▶ [Directions]: From the records below, transcribe only the lines running from the one with "Write the React, TypeScript" through the one with "const NAV = ['Leaks', 'News', 'About', 'Partners']". Keep both of those end lines.

▶ [Dataset extract]:
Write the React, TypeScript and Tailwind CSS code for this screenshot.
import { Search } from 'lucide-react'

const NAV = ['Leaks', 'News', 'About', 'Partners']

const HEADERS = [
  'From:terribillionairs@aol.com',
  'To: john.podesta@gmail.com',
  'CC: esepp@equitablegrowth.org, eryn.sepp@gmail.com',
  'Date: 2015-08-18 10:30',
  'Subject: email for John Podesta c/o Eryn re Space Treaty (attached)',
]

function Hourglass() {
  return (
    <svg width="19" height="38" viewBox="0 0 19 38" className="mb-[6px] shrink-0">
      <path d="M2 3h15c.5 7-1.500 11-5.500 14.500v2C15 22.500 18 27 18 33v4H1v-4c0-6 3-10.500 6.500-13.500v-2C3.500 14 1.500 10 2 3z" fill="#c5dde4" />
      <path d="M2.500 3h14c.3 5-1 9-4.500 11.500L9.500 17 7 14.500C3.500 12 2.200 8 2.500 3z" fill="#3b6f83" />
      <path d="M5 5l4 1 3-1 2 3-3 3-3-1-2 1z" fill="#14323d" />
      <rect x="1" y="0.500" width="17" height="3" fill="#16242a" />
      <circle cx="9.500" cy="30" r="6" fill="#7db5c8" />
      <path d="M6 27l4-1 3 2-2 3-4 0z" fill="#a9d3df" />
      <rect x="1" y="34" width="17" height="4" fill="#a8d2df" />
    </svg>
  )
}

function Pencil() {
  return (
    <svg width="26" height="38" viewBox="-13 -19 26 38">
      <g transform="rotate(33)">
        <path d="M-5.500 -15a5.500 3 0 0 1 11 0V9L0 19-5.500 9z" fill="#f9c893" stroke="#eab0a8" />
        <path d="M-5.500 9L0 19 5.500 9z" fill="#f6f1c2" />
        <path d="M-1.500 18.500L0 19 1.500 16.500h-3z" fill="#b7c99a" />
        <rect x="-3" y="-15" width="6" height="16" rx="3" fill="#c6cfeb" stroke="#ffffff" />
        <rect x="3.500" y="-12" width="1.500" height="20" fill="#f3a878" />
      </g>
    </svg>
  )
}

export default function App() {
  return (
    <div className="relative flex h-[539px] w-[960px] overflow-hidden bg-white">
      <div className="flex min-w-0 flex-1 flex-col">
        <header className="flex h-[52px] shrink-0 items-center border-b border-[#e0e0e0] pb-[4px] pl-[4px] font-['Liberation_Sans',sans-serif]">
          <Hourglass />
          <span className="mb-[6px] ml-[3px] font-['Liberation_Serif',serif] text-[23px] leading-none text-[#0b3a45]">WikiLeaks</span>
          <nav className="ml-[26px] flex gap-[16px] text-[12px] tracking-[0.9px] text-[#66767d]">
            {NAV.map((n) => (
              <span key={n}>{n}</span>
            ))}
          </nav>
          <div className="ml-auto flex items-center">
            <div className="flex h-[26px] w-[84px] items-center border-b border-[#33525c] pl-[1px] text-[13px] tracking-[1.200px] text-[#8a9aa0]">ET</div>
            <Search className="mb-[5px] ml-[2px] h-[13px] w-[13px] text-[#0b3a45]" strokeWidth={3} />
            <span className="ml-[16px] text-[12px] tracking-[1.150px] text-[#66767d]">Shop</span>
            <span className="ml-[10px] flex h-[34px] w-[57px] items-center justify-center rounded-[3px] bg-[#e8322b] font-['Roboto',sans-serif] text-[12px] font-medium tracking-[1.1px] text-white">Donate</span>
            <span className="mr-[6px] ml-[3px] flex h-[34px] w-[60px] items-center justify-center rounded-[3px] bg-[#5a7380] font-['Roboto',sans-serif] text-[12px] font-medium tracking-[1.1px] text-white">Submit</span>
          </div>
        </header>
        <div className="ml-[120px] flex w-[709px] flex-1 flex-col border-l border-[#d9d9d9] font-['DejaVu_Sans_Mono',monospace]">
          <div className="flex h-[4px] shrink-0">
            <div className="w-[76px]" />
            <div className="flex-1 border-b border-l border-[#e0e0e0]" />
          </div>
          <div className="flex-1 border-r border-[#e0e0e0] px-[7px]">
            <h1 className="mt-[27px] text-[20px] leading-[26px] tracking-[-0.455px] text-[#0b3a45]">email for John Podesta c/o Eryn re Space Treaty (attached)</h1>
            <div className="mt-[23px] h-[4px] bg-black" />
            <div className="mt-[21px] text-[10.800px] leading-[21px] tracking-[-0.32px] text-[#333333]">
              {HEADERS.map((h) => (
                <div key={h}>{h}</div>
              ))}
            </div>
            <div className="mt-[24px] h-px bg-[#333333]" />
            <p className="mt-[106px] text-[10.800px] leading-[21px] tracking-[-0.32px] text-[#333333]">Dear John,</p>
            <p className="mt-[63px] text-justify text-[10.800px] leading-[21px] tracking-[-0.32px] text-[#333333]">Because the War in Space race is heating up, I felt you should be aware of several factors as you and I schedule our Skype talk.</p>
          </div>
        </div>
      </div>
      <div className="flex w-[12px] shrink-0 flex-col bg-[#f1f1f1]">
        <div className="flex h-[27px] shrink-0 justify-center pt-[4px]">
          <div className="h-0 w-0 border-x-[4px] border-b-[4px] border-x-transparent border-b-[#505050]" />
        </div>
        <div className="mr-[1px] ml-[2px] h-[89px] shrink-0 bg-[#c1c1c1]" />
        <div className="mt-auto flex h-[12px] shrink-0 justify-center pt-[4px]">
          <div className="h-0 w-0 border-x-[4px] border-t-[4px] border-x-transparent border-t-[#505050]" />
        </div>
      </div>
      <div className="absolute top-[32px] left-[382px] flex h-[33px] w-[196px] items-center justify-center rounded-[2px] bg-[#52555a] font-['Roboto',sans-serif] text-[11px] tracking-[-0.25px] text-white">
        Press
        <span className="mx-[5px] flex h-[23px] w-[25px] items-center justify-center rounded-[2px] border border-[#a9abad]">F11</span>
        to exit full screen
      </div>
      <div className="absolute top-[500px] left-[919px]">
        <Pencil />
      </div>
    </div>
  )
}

...

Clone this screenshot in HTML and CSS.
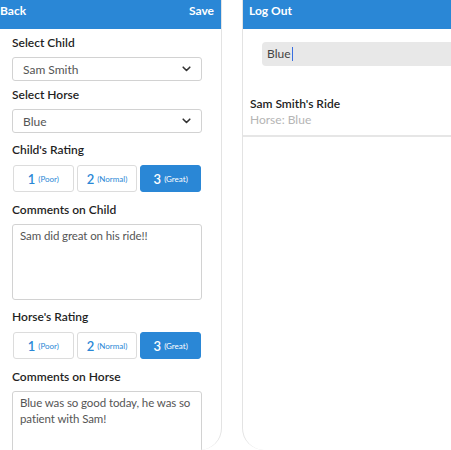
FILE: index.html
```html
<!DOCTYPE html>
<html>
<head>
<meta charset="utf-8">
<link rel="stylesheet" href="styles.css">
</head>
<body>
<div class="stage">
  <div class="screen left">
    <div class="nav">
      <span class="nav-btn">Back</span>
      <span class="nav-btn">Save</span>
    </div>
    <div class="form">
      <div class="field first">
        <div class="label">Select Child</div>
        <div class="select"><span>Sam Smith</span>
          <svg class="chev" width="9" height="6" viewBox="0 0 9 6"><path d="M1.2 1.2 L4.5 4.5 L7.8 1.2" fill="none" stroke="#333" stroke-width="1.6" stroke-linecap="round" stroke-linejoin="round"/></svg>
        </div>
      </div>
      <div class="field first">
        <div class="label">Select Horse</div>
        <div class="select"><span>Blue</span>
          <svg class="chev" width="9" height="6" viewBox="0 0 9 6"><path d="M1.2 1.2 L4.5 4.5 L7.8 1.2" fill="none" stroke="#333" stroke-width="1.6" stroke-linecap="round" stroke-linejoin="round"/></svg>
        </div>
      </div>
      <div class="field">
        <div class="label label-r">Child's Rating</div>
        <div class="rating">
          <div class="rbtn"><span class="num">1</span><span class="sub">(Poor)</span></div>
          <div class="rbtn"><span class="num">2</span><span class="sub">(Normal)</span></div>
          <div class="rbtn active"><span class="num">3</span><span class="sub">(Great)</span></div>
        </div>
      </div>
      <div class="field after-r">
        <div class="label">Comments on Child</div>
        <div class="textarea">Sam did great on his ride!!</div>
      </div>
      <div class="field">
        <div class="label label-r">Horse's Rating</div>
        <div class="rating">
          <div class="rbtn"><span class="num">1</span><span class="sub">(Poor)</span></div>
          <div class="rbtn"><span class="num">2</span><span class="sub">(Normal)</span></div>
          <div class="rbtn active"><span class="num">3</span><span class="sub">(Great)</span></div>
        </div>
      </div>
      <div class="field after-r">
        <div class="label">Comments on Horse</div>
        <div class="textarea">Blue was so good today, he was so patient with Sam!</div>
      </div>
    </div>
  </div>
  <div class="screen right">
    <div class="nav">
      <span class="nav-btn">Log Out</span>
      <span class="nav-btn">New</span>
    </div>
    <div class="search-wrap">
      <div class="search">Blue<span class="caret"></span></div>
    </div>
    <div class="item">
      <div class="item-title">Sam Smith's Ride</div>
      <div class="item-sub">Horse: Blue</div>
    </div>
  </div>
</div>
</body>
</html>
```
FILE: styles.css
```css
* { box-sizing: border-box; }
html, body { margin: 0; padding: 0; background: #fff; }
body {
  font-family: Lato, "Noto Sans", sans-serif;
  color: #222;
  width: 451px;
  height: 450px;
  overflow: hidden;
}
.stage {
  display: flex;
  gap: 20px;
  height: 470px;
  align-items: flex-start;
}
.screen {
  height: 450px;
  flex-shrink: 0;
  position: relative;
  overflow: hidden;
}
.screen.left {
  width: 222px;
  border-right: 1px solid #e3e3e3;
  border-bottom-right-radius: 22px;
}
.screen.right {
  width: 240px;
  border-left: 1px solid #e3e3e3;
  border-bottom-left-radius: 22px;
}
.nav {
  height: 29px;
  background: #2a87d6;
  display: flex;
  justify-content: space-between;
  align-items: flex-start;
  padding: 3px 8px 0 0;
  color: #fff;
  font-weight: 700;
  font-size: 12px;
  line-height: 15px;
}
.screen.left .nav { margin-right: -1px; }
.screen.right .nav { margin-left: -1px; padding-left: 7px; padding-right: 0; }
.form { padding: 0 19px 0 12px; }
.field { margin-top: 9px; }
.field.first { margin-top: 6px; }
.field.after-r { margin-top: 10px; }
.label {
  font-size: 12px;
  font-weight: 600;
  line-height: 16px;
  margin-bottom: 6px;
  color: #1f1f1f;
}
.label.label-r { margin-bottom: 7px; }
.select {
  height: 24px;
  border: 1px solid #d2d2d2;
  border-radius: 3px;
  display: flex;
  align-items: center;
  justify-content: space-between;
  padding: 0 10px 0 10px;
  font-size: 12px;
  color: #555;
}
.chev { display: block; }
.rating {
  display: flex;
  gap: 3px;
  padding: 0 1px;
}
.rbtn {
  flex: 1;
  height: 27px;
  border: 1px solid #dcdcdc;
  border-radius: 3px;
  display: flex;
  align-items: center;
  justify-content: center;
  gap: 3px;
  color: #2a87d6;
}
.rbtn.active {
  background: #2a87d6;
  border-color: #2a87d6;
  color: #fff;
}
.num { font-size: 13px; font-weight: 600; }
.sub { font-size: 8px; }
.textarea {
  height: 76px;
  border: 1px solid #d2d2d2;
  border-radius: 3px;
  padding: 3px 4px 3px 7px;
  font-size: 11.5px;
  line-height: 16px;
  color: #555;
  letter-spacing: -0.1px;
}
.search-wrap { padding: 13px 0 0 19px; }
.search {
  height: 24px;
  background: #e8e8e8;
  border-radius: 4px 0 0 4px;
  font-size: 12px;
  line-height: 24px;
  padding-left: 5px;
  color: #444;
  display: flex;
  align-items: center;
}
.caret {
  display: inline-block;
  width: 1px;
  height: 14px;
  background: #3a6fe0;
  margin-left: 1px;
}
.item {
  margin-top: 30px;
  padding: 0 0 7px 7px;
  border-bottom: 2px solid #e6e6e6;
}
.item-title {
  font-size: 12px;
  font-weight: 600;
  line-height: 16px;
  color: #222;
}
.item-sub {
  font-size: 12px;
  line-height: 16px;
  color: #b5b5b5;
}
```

...

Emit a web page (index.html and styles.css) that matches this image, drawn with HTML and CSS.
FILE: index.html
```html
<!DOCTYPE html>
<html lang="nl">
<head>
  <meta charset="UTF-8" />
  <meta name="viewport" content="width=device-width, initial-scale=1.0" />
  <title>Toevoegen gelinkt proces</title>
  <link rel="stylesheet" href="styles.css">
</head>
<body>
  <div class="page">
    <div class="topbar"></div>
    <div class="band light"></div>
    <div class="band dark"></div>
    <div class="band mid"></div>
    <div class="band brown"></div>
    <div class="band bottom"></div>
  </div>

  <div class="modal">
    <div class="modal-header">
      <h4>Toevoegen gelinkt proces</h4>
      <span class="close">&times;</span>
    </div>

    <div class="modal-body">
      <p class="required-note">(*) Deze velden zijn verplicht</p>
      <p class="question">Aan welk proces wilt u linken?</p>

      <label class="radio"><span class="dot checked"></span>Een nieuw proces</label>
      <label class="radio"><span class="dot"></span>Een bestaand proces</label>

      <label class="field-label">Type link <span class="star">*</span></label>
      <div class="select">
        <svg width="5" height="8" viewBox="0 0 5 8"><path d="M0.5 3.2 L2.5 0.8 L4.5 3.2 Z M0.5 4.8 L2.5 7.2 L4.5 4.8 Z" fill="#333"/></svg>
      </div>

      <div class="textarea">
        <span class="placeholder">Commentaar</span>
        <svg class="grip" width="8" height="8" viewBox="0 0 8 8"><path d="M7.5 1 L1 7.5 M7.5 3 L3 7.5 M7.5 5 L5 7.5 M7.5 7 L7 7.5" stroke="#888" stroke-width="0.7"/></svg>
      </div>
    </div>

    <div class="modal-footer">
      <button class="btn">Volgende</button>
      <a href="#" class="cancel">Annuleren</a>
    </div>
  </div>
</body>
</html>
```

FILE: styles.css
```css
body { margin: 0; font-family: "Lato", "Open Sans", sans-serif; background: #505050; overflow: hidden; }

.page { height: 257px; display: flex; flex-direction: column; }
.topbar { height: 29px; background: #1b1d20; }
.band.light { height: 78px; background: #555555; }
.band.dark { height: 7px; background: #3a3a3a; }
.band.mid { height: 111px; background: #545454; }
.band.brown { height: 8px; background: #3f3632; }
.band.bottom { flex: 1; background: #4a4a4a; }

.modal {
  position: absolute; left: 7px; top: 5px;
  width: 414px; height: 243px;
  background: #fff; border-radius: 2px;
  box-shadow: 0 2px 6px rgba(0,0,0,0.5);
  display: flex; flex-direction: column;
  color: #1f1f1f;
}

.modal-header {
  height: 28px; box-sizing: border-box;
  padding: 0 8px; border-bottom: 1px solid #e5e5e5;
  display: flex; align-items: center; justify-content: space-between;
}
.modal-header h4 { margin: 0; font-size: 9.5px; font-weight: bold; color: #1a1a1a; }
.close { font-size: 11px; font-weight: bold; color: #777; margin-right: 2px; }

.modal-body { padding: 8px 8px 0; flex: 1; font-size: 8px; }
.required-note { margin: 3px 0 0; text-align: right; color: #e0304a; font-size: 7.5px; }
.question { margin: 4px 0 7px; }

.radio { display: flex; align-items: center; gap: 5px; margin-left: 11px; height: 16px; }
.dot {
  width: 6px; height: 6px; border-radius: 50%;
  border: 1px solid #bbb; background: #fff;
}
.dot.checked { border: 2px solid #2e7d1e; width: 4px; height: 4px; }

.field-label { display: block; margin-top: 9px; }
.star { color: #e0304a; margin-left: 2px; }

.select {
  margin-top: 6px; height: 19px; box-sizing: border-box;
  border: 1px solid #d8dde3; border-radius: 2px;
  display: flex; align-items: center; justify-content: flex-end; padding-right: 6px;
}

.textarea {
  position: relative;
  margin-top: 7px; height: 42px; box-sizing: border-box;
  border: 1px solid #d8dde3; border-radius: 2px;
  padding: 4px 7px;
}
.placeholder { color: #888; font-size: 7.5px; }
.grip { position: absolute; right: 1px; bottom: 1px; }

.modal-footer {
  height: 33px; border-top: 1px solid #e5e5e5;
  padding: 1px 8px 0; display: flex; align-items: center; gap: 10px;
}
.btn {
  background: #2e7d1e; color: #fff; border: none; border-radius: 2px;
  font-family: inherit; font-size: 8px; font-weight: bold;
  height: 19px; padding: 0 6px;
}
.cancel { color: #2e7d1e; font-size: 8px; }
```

▶ [Solution for this task]:
Write the React, TypeScript and Tailwind CSS code for this screenshot.
import { Search } from 'lucide-react'

const NAV = ['Leaks', 'News', 'About', 'Partners']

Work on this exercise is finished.